Problem — Write the data out again exactly, with no pictures.

Information supplied —

● ● ● ● ● ● ●

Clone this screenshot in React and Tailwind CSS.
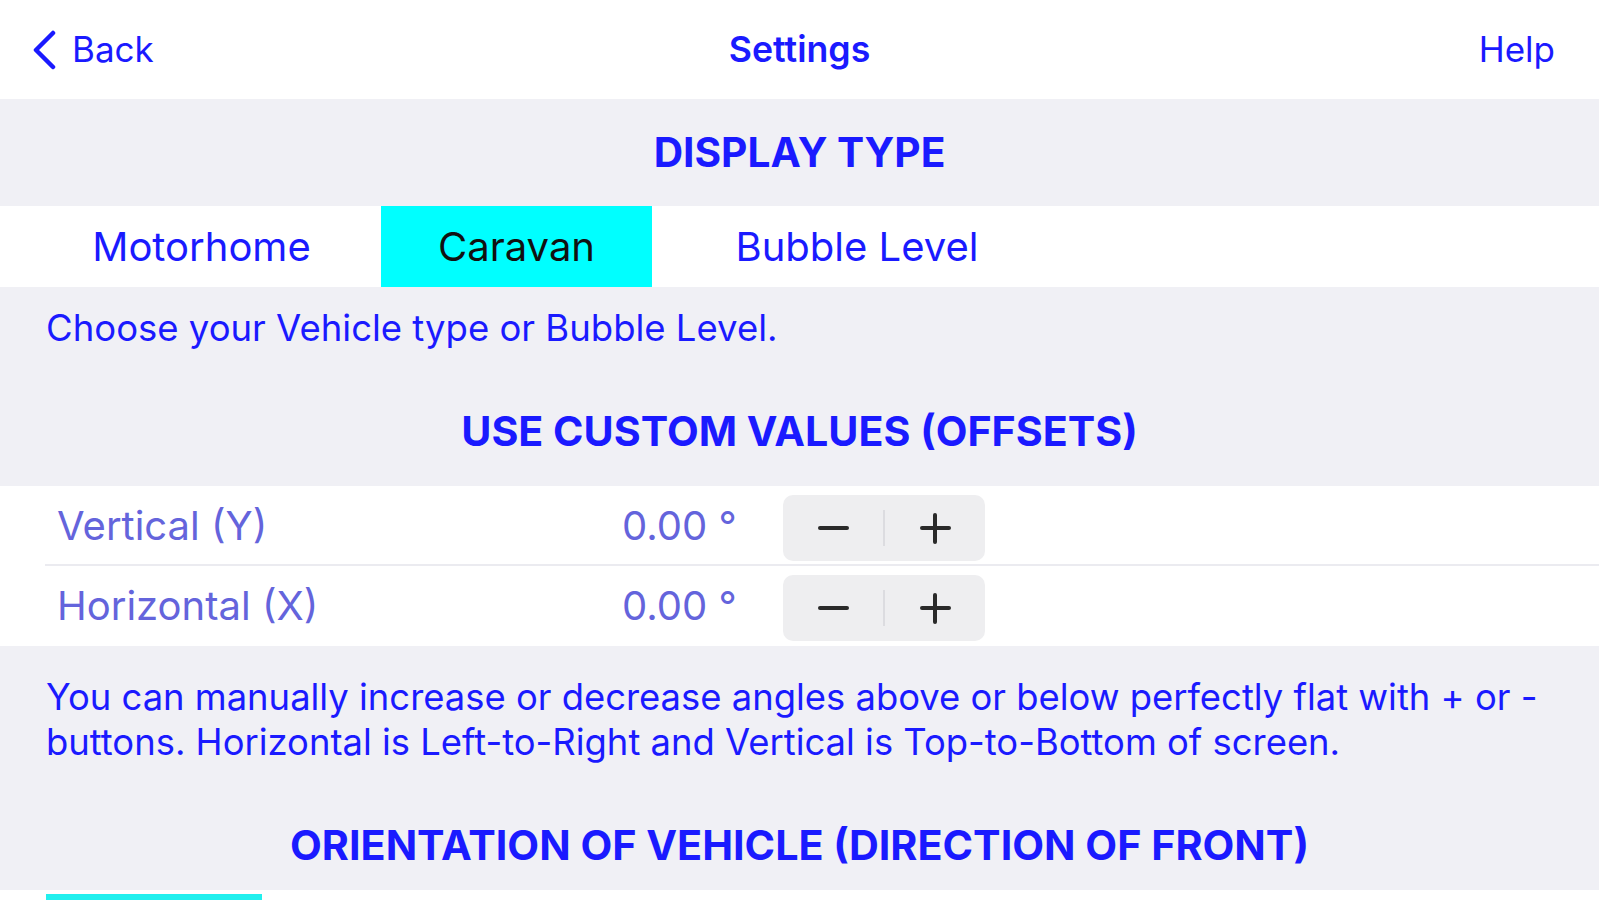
import React, { useState } from 'react';

const blue = 'text-[#1a1aff]';

const Stepper = () => (
  <div className="flex items-center w-[202px] h-[66px] rounded-[10px] bg-[#eeeef0]">
    <button className="flex-1 h-full flex items-center justify-center">
      <span className="block w-[31px] h-[4px] rounded-full bg-[#2a2a2a]" />
    </button>
    <span className="w-[2px] h-[36px] bg-[#dcdce0]" />
    <button className="flex-1 h-full flex items-center justify-center">
      <span className="relative block w-[31px] h-[31px]">
        <span className="absolute left-0 top-[13.5px] w-[31px] h-[4px] rounded-full bg-[#2a2a2a]" />
        <span className="absolute top-0 left-[13.5px] w-[4px] h-[31px] rounded-full bg-[#2a2a2a]" />
      </span>
    </button>
  </div>
);

const OffsetRow = ({ label, value, last }) => (
  <div className="relative flex items-center h-[80px] bg-white">
    <div className="w-[622px] pl-[57px] text-[40px] text-[#6464dc]">{label}</div>
    <div className="w-[161px] text-[40px] text-[#6464dc]">{value}</div>
    <div className="pt-[4px]">
      <Stepper />
    </div>
    {!last && <div className="absolute left-[45px] right-0 bottom-0 h-[2px] bg-[#ebebf0]" />}
  </div>
);

export default function App() {
  const [type, setType] = useState('Caravan');
  const segments = [
    { name: 'Motorhome', w: 'w-[359px]' },
    { name: 'Caravan', w: 'w-[271px]' },
    { name: 'Bubble Level', w: 'w-[410px]' },
  ];

  return (
    <div className="w-[1599px] h-[900px] overflow-hidden bg-[#f0f0f5] font-['Inter',sans-serif]">
      {/* nav bar */}
      <div className="relative h-[99px] bg-white flex items-center justify-between px-[32px]">
        <button className={`flex items-center gap-[16px] ${blue}`}>
          <svg width="24" height="40" viewBox="0 0 24 40" fill="none">
            <path d="M21 3 L4 20 L21 37" stroke="#1a1aff" strokeWidth="4.5" strokeLinecap="round" strokeLinejoin="round" />
          </svg>
          <span className="text-[35px]">Back</span>
        </button>
        <div className={`absolute left-0 right-0 text-center text-[35.7px] font-semibold pointer-events-none ${blue}`}>Settings</div>
        <button className={`text-[35px] pr-[12px] ${blue}`}>Help</button>
      </div>

      {/* display type */}
      <div className={`h-[107px] flex items-center justify-center text-[40.7px] font-bold ${blue}`}>DISPLAY TYPE</div>
      <div className="h-[81px] bg-white flex pl-[22px]">
        {segments.map((s) => (
          <button
            key={s.name}
            onClick={() => setType(s.name)}
            className={`${s.w} h-full flex items-center justify-center text-[40px] ${
              type === s.name ? 'bg-[#00ffff] text-[#111111]' : blue
            }`}
          >
            {s.name}
          </button>
        ))}
      </div>
      <div className={`h-[82px] flex items-center pl-[46px] text-[36.5px] ${blue}`}>
        Choose your Vehicle type or Bubble Level.
      </div>

      {/* offsets */}
      <div className={`h-[117px] pt-[8px] flex items-center justify-center text-[41.2px] font-bold ${blue}`}>
        USE CUSTOM VALUES (OFFSETS)
      </div>
      <div>
        <OffsetRow label="Vertical (Y)" value="0.00 °" />
        <OffsetRow label="Horizontal (X)" value="0.00 °" last />
      </div>
      <div className={`pt-[29px] pl-[46px] pr-[50px] text-[36.4px] leading-[45px] ${blue}`}>
        You can manually increase or decrease angles above or below perfectly flat with + or - buttons. Horizontal is Left-to-Right and Vertical is Top-to-Bottom of screen.
      </div>

      {/* orientation */}
      <div className={`h-[125px] pt-[36px] flex items-center justify-center text-[41.3px] font-bold ${blue}`}>
        ORIENTATION OF VEHICLE (DIRECTION OF FRONT)
      </div>
      <div className="h-[10px] bg-white pl-[46px] pt-[4px]">
        <div className="w-[216px] h-[6px] bg-[#22f0ee]" />
      </div>
    </div>
  );
}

● ● ● ● ● ● ●

Response to the task —
Clone this screenshot in React and Tailwind CSS.
import React, { useState } from 'react';

const blue = 'text-[#1a1aff]';

const Stepper = () => (
  <div className="flex items-center w-[202px] h-[66px] rounded-[10px] bg-[#eeeef0]">
    <button className="flex-1 h-full flex items-center justify-center">
      <span className="block w-[31px] h-[4px] rounded-full bg-[#2a2a2a]" />
    </button>
    <span className="w-[2px] h-[36px] bg-[#dcdce0]" />
    <button className="flex-1 h-full flex items-center justify-center">
      <span className="relative block w-[31px] h-[31px]">
        <span className="absolute left-0 top-[13.5px] w-[31px] h-[4px] rounded-full bg-[#2a2a2a]" />
        <span className="absolute top-0 left-[13.5px] w-[4px] h-[31px] rounded-full bg-[#2a2a2a]" />
      </span>
    </button>
  </div>
);

const OffsetRow = ({ label, value, last }) => (
  <div className="relative flex items-center h-[80px] bg-white">
    <div className="w-[622px] pl-[57px] text-[40px] text-[#6464dc]">{label}</div>
    <div className="w-[161px] text-[40px] text-[#6464dc]">{value}</div>
    <div className="pt-[4px]">
      <Stepper />
    </div>
    {!last && <div className="absolute left-[45px] right-0 bottom-0 h-[2px] bg-[#ebebf0]" />}
  </div>
);

export default function App() {
  const [type, setType] = useState('Caravan');
  const segments = [
    { name: 'Motorhome', w: 'w-[359px]' },
    { name: 'Caravan', w: 'w-[271px]' },
    { name: 'Bubble Level', w: 'w-[410px]' },
  ];

  return (
    <div className="w-[1599px] h-[900px] overflow-hidden bg-[#f0f0f5] font-['Inter',sans-serif]">
      {/* nav bar */}
      <div className="relative h-[99px] bg-white flex items-center justify-between px-[32px]">
        <button className={`flex items-center gap-[16px] ${blue}`}>
          <svg width="24" height="40" viewBox="0 0 24 40" fill="none">
            <path d="M21 3 L4 20 L21 37" stroke="#1a1aff" strokeWidth="4.5" strokeLinecap="round" strokeLinejoin="round" />
          </svg>
          <span className="text-[35px]">Back</span>
        </button>
        <div className={`absolute left-0 right-0 text-center text-[35.7px] font-semibold pointer-events-none ${blue}`}>Settings</div>
        <button className={`text-[35px] pr-[12px] ${blue}`}>Help</button>
      </div>

      {/* display type */}
      <div className={`h-[107px] flex items-center justify-center text-[40.7px] font-bold ${blue}`}>DISPLAY TYPE</div>
      <div className="h-[81px] bg-white flex pl-[22px]">
        {segments.map((s) => (
          <button
            key={s.name}
            onClick={() => setType(s.name)}
            className={`${s.w} h-full flex items-center justify-center text-[40px] ${
              type === s.name ? 'bg-[#00ffff] text-[#111111]' : blue
            }`}
          >
            {s.name}
          </button>
        ))}
      </div>
      <div className={`h-[82px] flex items-center pl-[46px] text-[36.5px] ${blue}`}>
        Choose your Vehicle type or Bubble Level.
      </div>

      {/* offsets */}
      <div className={`h-[117px] pt-[8px] flex items-center justify-center text-[41.2px] font-bold ${blue}`}>
        USE CUSTOM VALUES (OFFSETS)
      </div>
      <div>
        <OffsetRow label="Vertical (Y)" value="0.00 °" />
        <OffsetRow label="Horizontal (X)" value="0.00 °" last />
      </div>
      <div className={`pt-[29px] pl-[46px] pr-[50px] text-[36.4px] leading-[45px] ${blue}`}>
        You can manually increase or decrease angles above or below perfectly flat with + or - buttons. Horizontal is Left-to-Right and Vertical is Top-to-Bottom of screen.
      </div>

      {/* orientation */}
      <div className={`h-[125px] pt-[36px] flex items-center justify-center text-[41.3px] font-bold ${blue}`}>
        ORIENTATION OF VEHICLE (DIRECTION OF FRONT)
      </div>
      <div className="h-[10px] bg-white pl-[46px] pt-[4px]">
        <div className="w-[216px] h-[6px] bg-[#22f0ee]" />
      </div>
    </div>
  );
}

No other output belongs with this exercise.